In this chapter, we start constructing the LFS system in earnest.
The installation of this software is straightforward. Although in many cases the installation instructions could be made shorter and more generic, we have opted to provide the full instructions for every package to minimize the possibilities for mistakes. The key to learning what makes a Linux system work is to know what each package is used for and why you (or the system) may need it.
We do not recommend using optimizations. They can make a program run
slightly faster, but they may also cause compilation difficulties and
problems when running the program. If a package refuses to compile
when using optimization, try to compile it without optimization and
see if that fixes the problem. Even if the package does compile when
using optimization, there is the risk it may have been compiled
incorrectly because of the complex interactions between the code and
build tools. Also note that the -march
and -mtune
options using values not
specified in the book have not been tested. This may cause problems
with the toolchain packages (Binutils, GCC and Glibc). The small
potential gains achieved in using compiler optimizations are often
outweighed by the risks. First-time builders of LFS are encouraged to
build without custom optimizations. The subsequent system will still
run very fast and be stable at the same time.

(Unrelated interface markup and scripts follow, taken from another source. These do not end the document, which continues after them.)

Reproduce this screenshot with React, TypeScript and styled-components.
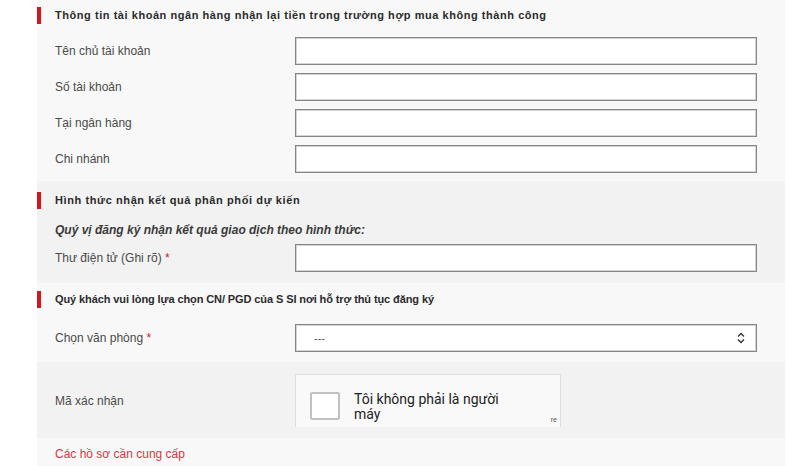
import styled, { createGlobalStyle } from "styled-components";

const GlobalStyle = createGlobalStyle`
  body {
    margin: 0;
    background: #ffffff;
    font-family: "Liberation Sans", Arial, sans-serif;
  }
`;

const Panel = styled.div`
  margin-left: 37px;
  width: 748px;
  height: 466px;
  overflow: hidden;
  background: #f8f8f8;
`;

const Section = styled.div<{ $dark?: boolean; $pt?: number; $pb?: number }>`
  background: ${({ $dark }) => ($dark ? "#f2f2f2" : "#f8f8f8")};
  padding: ${({ $pt }) => $pt ?? 0}px 0 ${({ $pb }) => $pb ?? 0}px;
`;

const Heading = styled.div<{ $spacing?: number }>`
  position: relative;
  height: 17px;
  line-height: 17px;
  padding-left: 18px;
  font-size: 11px;
  font-weight: bold;
  letter-spacing: ${({ $spacing }) => $spacing ?? 0}px;
  color: #2b2b2b;

  &::before {
    content: "";
    position: absolute;
    left: 0;
    top: 0;
    width: 4px;
    height: 17px;
    background: #d4151c;
  }
`;

const Note = styled.div`
  padding-left: 18px;
  margin-top: 13px;
  height: 16px;
  line-height: 16px;
  font-size: 12px;
  font-style: italic;
  font-weight: bold;
  color: #3a3a3a;
`;

const Row = styled.div<{ $mt?: number }>`
  display: grid;
  grid-template-columns: 258px 462px;
  align-items: center;
  margin-top: ${({ $mt }) => $mt ?? 0}px;
`;

const Label = styled.label`
  padding-left: 18px;
  font-size: 12px;
  color: #4a4a4a;

  span {
    color: #d4151c;
  }
`;

const Input = styled.div`
  height: 26px;
  background: #fff;
  border: 1px solid #858585;
  box-shadow: inset 0 0 0 1px #d4d4d4;
`;

const Select = styled(Input)`
  display: flex;
  align-items: center;
  justify-content: space-between;
  padding: 0 10px 0 18px;
  font-size: 11px;
  color: #555;
`;

const Captcha = styled.div`
  position: relative;
  width: 266px;
  height: 53px;
  background: #f9f9f9;
  border: 1px solid #dedede;
  border-bottom: none;
  display: flex;
  align-items: flex-start;
  gap: 14px;
  padding: 17px 0 0 14px;
  box-sizing: border-box;
`;

const Check = styled.div`
  width: 26px;
  height: 24px;
  background: #fff;
  border: 2px solid #c1c1c1;
  border-radius: 2px;
  flex: none;
`;

const CaptchaText = styled.div`
  font-size: 14px;
  line-height: 15px;
  color: #222;
  font-family: Roboto, "Liberation Sans", sans-serif;
`;

const Re = styled.span`
  position: absolute;
  right: 3px;
  bottom: 4px;
  font-size: 7px;
  color: #555;
`;

const RedLink = styled.div`
  padding-left: 18px;
  font-size: 12px;
  color: #d9363e;
`;

const Chevron = () => (
  <svg width="10" height="14" viewBox="0 0 10 14" fill="none">
    <path d="M2 5.5 L5 2.5 L8 5.5" stroke="#333" strokeWidth="1.4" />
    <path d="M2 8.5 L5 11.5 L8 8.5" stroke="#333" strokeWidth="1.4" />
  </svg>
);

export default function App() {
  return (
    <>
      <GlobalStyle />
      <Panel>
        <Section $pt={7} $pb={8}>
          <Heading $spacing={0.55}>Thông tin tài khoản ngân hàng nhận lại tiền trong trường hợp mua không thành công</Heading>
          <Row $mt={13}>
            <Label>Tên chủ tài khoản</Label>
            <Input />
          </Row>
          <Row $mt={8}>
            <Label>Số tài khoản</Label>
            <Input />
          </Row>
          <Row $mt={8}>
            <Label>Tại ngân hàng</Label>
            <Input />
          </Row>
          <Row $mt={8}>
            <Label>Chi nhánh</Label>
            <Input />
          </Row>
        </Section>
        <Section $dark $pt={11} $pb={11}>
          <Heading $spacing={0.6}>Hình thức nhận kết quả phân phối dự kiến</Heading>
          <Note>Quý vị đăng ký nhận kết quả giao dịch theo hình thức:</Note>
          <Row $mt={6}>
            <Label>
              Thư điện tử (Ghi rõ) <span>*</span>
            </Label>
            <Input />
          </Row>
        </Section>
        <Section $pt={8} $pb={10}>
          <Heading $spacing={-0.1}>Quý khách vui lòng lựa chọn CN/ PGD của S SI nơi hỗ trợ thủ tục đăng ký</Heading>
          <Row $mt={16}>
            <Label>
              Chọn văn phòng <span>*</span>
            </Label>
            <Select>
              <span>---</span>
              <Chevron />
            </Select>
          </Row>
        </Section>
        <Section $dark $pt={12} $pb={11}>
          <Row>
            <Label>Mã xác nhận</Label>
            <Captcha>
              <Check />
              <CaptchaText>
                Tôi không phải là người
                <br />
                máy
              </CaptchaText>
              <Re>re</Re>
            </Captcha>
          </Row>
        </Section>
        <Section $pt={9}>
          <RedLink>Các hồ sơ cần cung cấp</RedLink>
        </Section>
      </Panel>
    </>
  );
}
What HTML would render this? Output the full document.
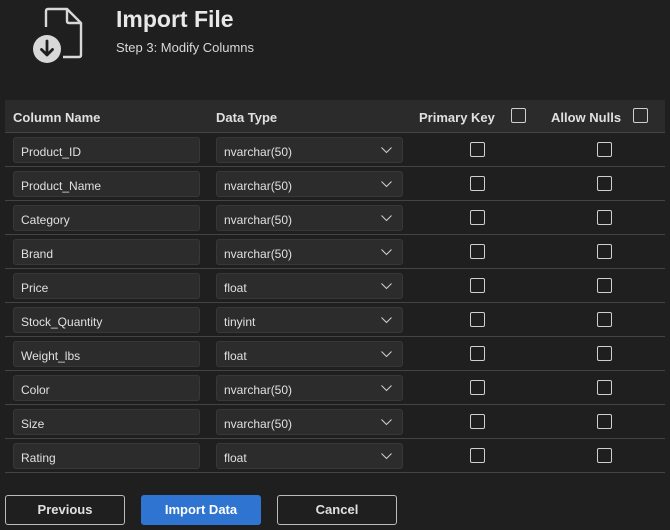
<!DOCTYPE html>
<html><head><style>
*{box-sizing:border-box;margin:0;padding:0}
body{width:670px;height:530px;background:#1f1f1f;font-family:"Liberation Sans",sans-serif;color:#e6e6e6;position:relative;overflow:hidden}
.t{position:absolute;left:116px;top:6px;font-size:23px;font-weight:bold;color:#e8e8e8}
.s{position:absolute;left:116px;top:40px;font-size:13px;color:#d8d8d8}
.hdr{position:absolute;left:5px;top:100px;width:660px;height:33px;background:#2b2b2b;border-bottom:1px solid #444}
.h{position:absolute;top:10px;font-size:13px;font-weight:bold;color:#e0e0e0}
.row{position:absolute;left:5px;width:660px;height:34px;border-bottom:1px solid #444}
.in{position:absolute;left:8px;top:4px;width:187px;height:26px;background:#2c2c2c;border:1px solid #383838;border-radius:3px;font-size:12px;padding:7px 0 0 7px;color:#e0e0e0}
.sel{position:absolute;left:211px;top:4px;width:187px;height:26px;background:#2c2c2c;border:1px solid #383838;border-radius:3px;font-size:12px;padding:7px 0 0 7px;color:#e0e0e0}
.sel svg{position:absolute;right:10px;top:9px}
.cb{position:absolute;width:15px;height:15px;border:1px solid #cfcfcf;border-radius:2px}
.btn{position:absolute;top:495px;width:120px;height:30px;border:1px solid #bbb;border-radius:3px;font-size:13px;font-weight:bold;text-align:center;line-height:28px;color:#e0e0e0}
</style></head><body>
<svg style="position:absolute;left:30px;top:5px" width="56" height="58" viewBox="0 0 56 58">
<path d="M16 22 V6 Q16 4 18 4 H37 L51 18 V50 Q51 52 49 52 H33" fill="none" stroke="#d8d8d8" stroke-width="2.4"/>
<path d="M37 4 V16 Q37 18 39 18 H51" fill="none" stroke="#d8d8d8" stroke-width="2.4"/>
<circle cx="17" cy="44" r="14" fill="#d8d8d8"/>
<path d="M17 36 V50 M11.5 44.5 L17 50 L22.5 44.5" fill="none" stroke="#1f1f1f" stroke-width="2.8" stroke-linecap="round" stroke-linejoin="round"/>
</svg>
<div class="t">Import File</div>
<div class="s">Step 3: Modify Columns</div>
<div class="hdr">
<div class="h" style="left:8px">Column Name</div>
<div class="h" style="left:211px">Data Type</div>
<div class="h" style="left:414px">Primary Key</div>
<div class="cb" style="left:506px;top:8px"></div>
<div class="h" style="left:546px">Allow Nulls</div>
<div class="cb" style="left:628px;top:8px"></div>
</div>
<div id="rows"></div>
<script>
var d=[["Product_ID","nvarchar(50)"],["Product_Name","nvarchar(50)"],["Category","nvarchar(50)"],["Brand","nvarchar(50)"],["Price","float"],["Stock_Quantity","tinyint"],["Weight_lbs","float"],["Color","nvarchar(50)"],["Size","nvarchar(50)"],["Rating","float"]];
var h="";d.forEach(function(r,i){h+='<div class="row" style="top:'+(133+i*34)+'px"><div class="in">'+r[0]+'</div><div class="sel">'+r[1]+'<svg width="11" height="7" viewBox="0 0 11 7"><path d="M0.5 0.5 L5.5 5.5 L10.5 0.5" fill="none" stroke="#ccc" stroke-width="1.1"/></svg></div><div class="cb" style="left:465px;top:9px"></div><div class="cb" style="left:592px;top:9px"></div></div>';});
document.getElementById("rows").innerHTML=h;
</script>
<div class="btn" style="left:5px">Previous</div>
<div class="btn" style="left:141px;background:#2f74d0;border-color:#2f74d0;color:#fff">Import Data</div>
<div class="btn" style="left:277px">Cancel</div>
</body></html>
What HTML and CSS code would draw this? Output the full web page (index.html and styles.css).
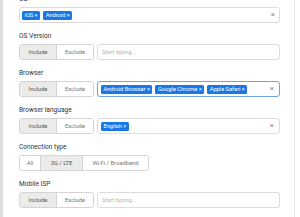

Before the installation instructions, each installation page provides information about the package, including a concise description of what it contains, approximately how long it will take to build, and how much disk space is required during this building process. Following the installation instructions, there is a list of programs and libraries (along with brief descriptions) that the package installs.
The SBU values and required disk space includes test suite data for all applicable packages in Chapter 8. SBU values have been calculated using a single CPU core (-j1) for all operations.
In general, the LFS editors discourage building and installing static libraries. The original purpose for most static libraries has been made obsolete in a modern Linux system. In addition, linking a static library into a program can be detrimental. If an update to the library is needed to remove a security problem, all programs that use the static library will need to be relinked to the new library. Since the use of static libraries is not always obvious, the relevant programs (and the procedures needed to do the linking) may not even be known.
In the procedures in this chapter, we remove or disable
installation of most static libraries. Usually this is done by
passing a --disable-static
option to
configure. In other
cases, alternate means are needed. In a few cases, especially glibc
and gcc, the use of static libraries remains essential to the
general package building process.
For a more complete discussion of libraries, see the discussion Libraries: Static or shared? in the BLFS book.